[DIRECTIVE] Below are the records. Retype, exactly, the lines from the first through the line with "import React from", and leave out the pictures.

** Begin SUPPLIED DATA **

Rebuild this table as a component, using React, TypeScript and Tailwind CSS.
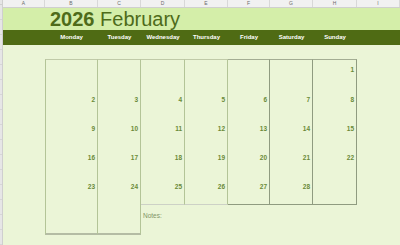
import React from "react";

const colLetters = ["A", "B", "C", "D", "E", "F", "G", "H", "I"];
const colWidths = ["w-[42px]", "w-[53px]", "w-[43px]", "w-[44px]", "w-[43px]", "w-[42px]", "w-[43px]", "w-[44px]", "flex-1"];
const days = ["Monday", "Tuesday", "Wednesday", "Thursday", "Friday", "Saturday", "Sunday"];

// one array per week, one entry per weekday column
const weeks = [
  [null, null, null, null, null, null, 1],
  [2, 3, 4, 5, 6, 7, 8],
  [9, 10, 11, 12, 13, 14, 15],
  [16, 17, 18, 19, 20, 21, 22],
  [23, 24, 25, 26, 27, 28, null],
  [null, null, null, null, null, null, null],
];
const rowHeights = ["h-[14px]", "h-[30px]", "h-[29px]", "h-[29px]", "h-[29px]", "h-[14px]"];

const DayColumn = ({ index, tall }: { index: number; tall: boolean }) => {
  const dark = index >= 4;
  return (
    <div
      className={`flex flex-col ${colWidths[index + 1]} border-r border-t ${
        dark ? "border-[#8f9b80] border-t-[#a3ad93]" : "border-[#b3c497] border-t-[#c0caa8]"
      } ${index === 0 ? "border-l border-l-[#b3c497]" : ""} ${
        tall ? "row-span-2 border-b-2 border-b-[#b4bca4]" : ""
      } ${!tall && index < 4 ? "border-b border-b-[#cdd1c6]" : ""} ${
        !tall && index >= 4 ? "border-b border-b-[#8f9b80]" : ""
      }`}
    >
      {weeks.map((week, r) => (
        <div key={r} className={`${rowHeights[r]} shrink-0 flex items-end justify-end pr-[2px] pb-[1px]`}>
          {week[index] !== null && (
            <span className="text-[6.5px] leading-none font-bold text-[#6a8a38]">{week[index]}</span>
          )}
        </div>
      ))}
      {tall && <div className="flex-1" />}
    </div>
  );
};

export default function App() {
  return (
    <div className="w-[400px] h-[245px] overflow-hidden flex bg-[#ebf5d7] font-['Liberation_Sans',Arial,sans-serif]">
      {/* row headers */}
      <div className="w-[3px] flex flex-col bg-[#e6e6e6] border-r border-[#cfcfcf]">
        <div className="h-[8px] border-b border-[#cfcfcf]" />
        {Array.from({ length: 16 }).map((_, i) => (
          <div key={i} className="h-[15px] shrink-0 border-b border-[#d6d6d6]" />
        ))}
      </div>

      <div className="flex-1 flex flex-col">
        {/* column headers */}
        <div className="h-[8px] flex bg-[#f1f1f1] border-b border-[#cfcfcf]">
          {colLetters.map((l, i) => (
            <div
              key={l}
              className={`${colWidths[i]} flex items-center justify-center border-r border-[#d8d8d8] text-[5px] leading-none text-[#6b6b6b]`}
            >
              {l}
            </div>
          ))}
        </div>

        {/* title */}
        <div className="h-[22px] bg-[#d4eea9] flex items-end pl-[47px]">
          <span className="text-[20px] leading-none pb-[1px] text-[#4e6b1a]">
            <span className="font-bold">2026</span> February
          </span>
        </div>

        {/* weekday band */}
        <div className="h-[15px] bg-[#4f6b14] flex">
          <div className={colWidths[0]} />
          {days.map((d, i) => (
            <div
              key={d}
              className={`${colWidths[i + 1]} flex items-center justify-center text-[6px] font-bold text-white`}
            >
              {d}
            </div>
          ))}
        </div>

        <div className="h-[14px]" />

        {/* calendar */}
        <div className="flex">
          <div className={colWidths[0]} />
          <div className="grid grid-cols-[53px_43px_44px_43px_42px_43px_44px] grid-rows-[146px_30px]">
            <DayColumn index={0} tall />
            <DayColumn index={1} tall />
            {[2, 3, 4, 5, 6].map((i) => (
              <DayColumn key={i} index={i} tall={false} />
            ))}
            <div className="col-start-3 col-span-5 row-start-2 pl-[2px] pt-[8px] text-[6.5px] leading-none text-[#7f9466]">
              Notes:
            </div>
          </div>
        </div>
      </div>
    </div>
  );
}
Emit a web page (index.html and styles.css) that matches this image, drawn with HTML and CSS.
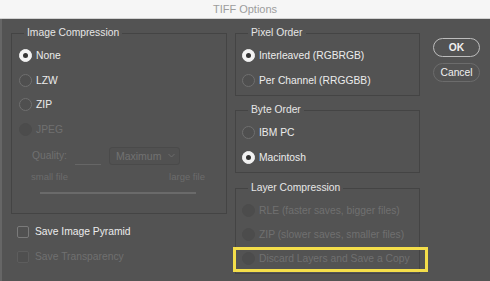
FILE: index.html
```html
<!DOCTYPE html>
<html>
<head>
<meta charset="utf-8">
<link rel="stylesheet" href="styles.css">
</head>
<body>
<div class="window">
  <div class="titlebar">TIFF Options</div>
  <div class="main">
    <div class="col-left">
      <fieldset class="group">
        <legend>Image Compression</legend>
        <div class="row"><span class="radio on"></span><span class="lbl">None</span></div>
        <div class="row"><span class="radio"></span><span class="lbl">LZW</span></div>
        <div class="row"><span class="radio"></span><span class="lbl">ZIP</span></div>
        <div class="row dis"><span class="radio"></span><span class="lbl">JPEG</span></div>
        <div class="quality">
          <span class="qlabel">Quality:</span>
          <span class="qinput"></span>
          <span class="select">Maximum<svg class="chev" width="7" height="5" viewBox="0 0 7 5"><path d="M0.5 1 L3.5 4 L6.5 1" fill="none" stroke="#6c6c6c" stroke-width="1"/></svg></span>
        </div>
        <div class="scale"><span>small file</span><span>large file</span></div>
        <div class="slider"></div>
      </fieldset>
      <div class="check-row"><span class="check"></span><span class="lbl">Save Image Pyramid</span></div>
      <div class="check-row dis"><span class="check"></span><span class="lbl">Save Transparency</span></div>
    </div>
    <div class="col-right">
      <fieldset class="group rgroup">
        <legend>Pixel Order</legend>
        <div class="row"><span class="radio on"></span><span class="lbl">Interleaved (RGBRGB)</span></div>
        <div class="row"><span class="radio"></span><span class="lbl">Per Channel (RRGGBB)</span></div>
      </fieldset>
      <fieldset class="group rgroup next">
        <legend>Byte Order</legend>
        <div class="row"><span class="radio"></span><span class="lbl">IBM PC</span></div>
        <div class="row"><span class="radio on"></span><span class="lbl">Macintosh</span></div>
      </fieldset>
      <fieldset class="group rgroup next layers">
        <legend>Layer Compression</legend>
        <div class="row dis"><span class="radio"></span><span class="lbl">RLE (faster saves, bigger files)</span></div>
        <div class="row dis"><span class="radio"></span><span class="lbl">ZIP (slower saves, smaller files)</span></div>
        <div class="row dis marked"><span class="radio"></span><span class="lbl">Discard Layers and Save a Copy</span><span class="highlight"></span></div>
      </fieldset>
    </div>
    <div class="col-buttons">
      <button class="btn primary">OK</button>
      <button class="btn">Cancel</button>
    </div>
  </div>
</div>
</body>
</html>
```

FILE: styles.css
```css
html, body {
  margin: 0;
  padding: 0;
}
body {
  width: 490px;
  height: 281px;
  overflow: hidden;
  background: #535353;
  font-family: "Liberation Sans", Arial, sans-serif;
  font-size: 10.3px;
  color: #ececec;
}
.window {
  width: 490px;
  height: 281px;
}
.titlebar {
  height: 18px;
  line-height: 18px;
  background: #f6f6f6;
  border-bottom: 1px solid #d2d2d2;
  text-align: center;
  font-size: 11px;
  color: #9d9d9d;
}
.main {
  display: flex;
  align-items: flex-start;
  height: 262px;
  box-sizing: border-box;
  border-left: 2px solid #666666;
  padding: 7px 0 0 9px;
}
.col-left {
  width: 216px;
  display: flex;
  flex-direction: column;
}
.col-right {
  width: 185px;
  margin-left: 8px;
  display: flex;
  flex-direction: column;
}
.col-buttons {
  width: 47px;
  margin-left: 13px;
  padding-top: 12px;
  display: flex;
  flex-direction: column;
  gap: 6px;
}
.group {
  margin: 0;
  min-width: 0;
  border: 1px solid #444444;
  padding: 3px 0 19px 7px;
}
.group legend {
  padding: 0 3px;
  margin-left: 5px;
  line-height: 14px;
  height: 14px;
  color: #e6e6e6;
}
.rgroup {
  padding: 3px 0 2px 6px;
}
.rgroup legend {
  margin-left: 6px;
}
.rgroup.next {
  margin-top: 7px;
}
.rgroup.layers {
  margin-top: 8px;
  padding-bottom: 3px;
}
.row {
  height: 24.7px;
  display: flex;
  align-items: center;
  gap: 4px;
  position: relative;
}
.rgroup .row {
  height: 25px;
}
.rgroup.layers .row {
  height: 24px;
}
.radio {
  width: 13px;
  height: 13px;
  box-sizing: border-box;
  border-radius: 50%;
  border: 1px solid #6f6f6f;
  background: #4f4f4f;
  flex: none;
  display: flex;
  align-items: center;
  justify-content: center;
}
.radio.on {
  background: #f2f2f2;
  border-color: #f2f2f2;
}
.radio.on::after {
  content: "";
  width: 5px;
  height: 5px;
  border-radius: 50%;
  background: #333333;
}
.row.dis .radio {
  border-color: #4c4c4c;
  background: #4c4c4c;
}
.row.dis .lbl,
.check-row.dis .lbl {
  color: #707070;
}
.quality {
  display: flex;
  align-items: center;
  height: 18px;
  margin: 5px 0 0 13px;
  color: #707070;
}
.qinput {
  width: 26px;
  height: 18px;
  box-sizing: border-box;
  border-bottom: 1px solid #666666;
  margin-left: 8px;
}
.select {
  width: 71px;
  height: 18px;
  box-sizing: border-box;
  margin-left: 8px;
  border: 1px solid #4a4a4a;
  border-radius: 3px;
  background: #515151;
  display: flex;
  align-items: center;
  justify-content: space-between;
  padding: 0 4px 0 6px;
  color: #727272;
  font-size: 10.5px;
}
.scale {
  display: flex;
  justify-content: space-between;
  width: 174px;
  margin: 6px 0 0 12px;
  line-height: 12px;
  font-size: 9.5px;
  color: #6c6c6c;
}
.slider {
  width: 156px;
  height: 2px;
  margin: 9px 0 0 21px;
  background: #6a6a6a;
}
.check-row {
  height: 24px;
  display: flex;
  align-items: center;
  gap: 6px;
  padding-left: 6px;
}
.check-row:first-of-type {
  margin-top: 6px;
}
.check-row:first-of-type + .check-row {
  margin-top: 1px;
}
.check {
  width: 12px;
  height: 12px;
  box-sizing: border-box;
  border: 1px solid #7a7a7a;
  border-radius: 2px;
  background: #515151;
  flex: none;
}
.check-row.dis .check {
  border-color: #5d5d5d;
  background: #4f4f4f;
}
.highlight {
  position: absolute;
  left: -9px;
  top: 1px;
  width: 195px;
  height: 25px;
  border: 3px solid #f4de4a;
  box-sizing: border-box;
  pointer-events: none;
}
.btn {
  width: 47px;
  height: 19px;
  box-sizing: border-box;
  border-radius: 10px;
  border: 1px solid #6c6c6c;
  background: #535353;
  color: #f0f0f0;
  font-family: "Liberation Sans", Arial, sans-serif;
  font-size: 10.3px;
  padding: 0;
  margin: 0;
}
.btn.primary {
  border-color: #bdbdbd;
  font-weight: bold;
}
```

** End SUPPLIED DATA **

[TASK OUTPUT]
Rebuild this table as a component, using React, TypeScript and Tailwind CSS.
import React from "react";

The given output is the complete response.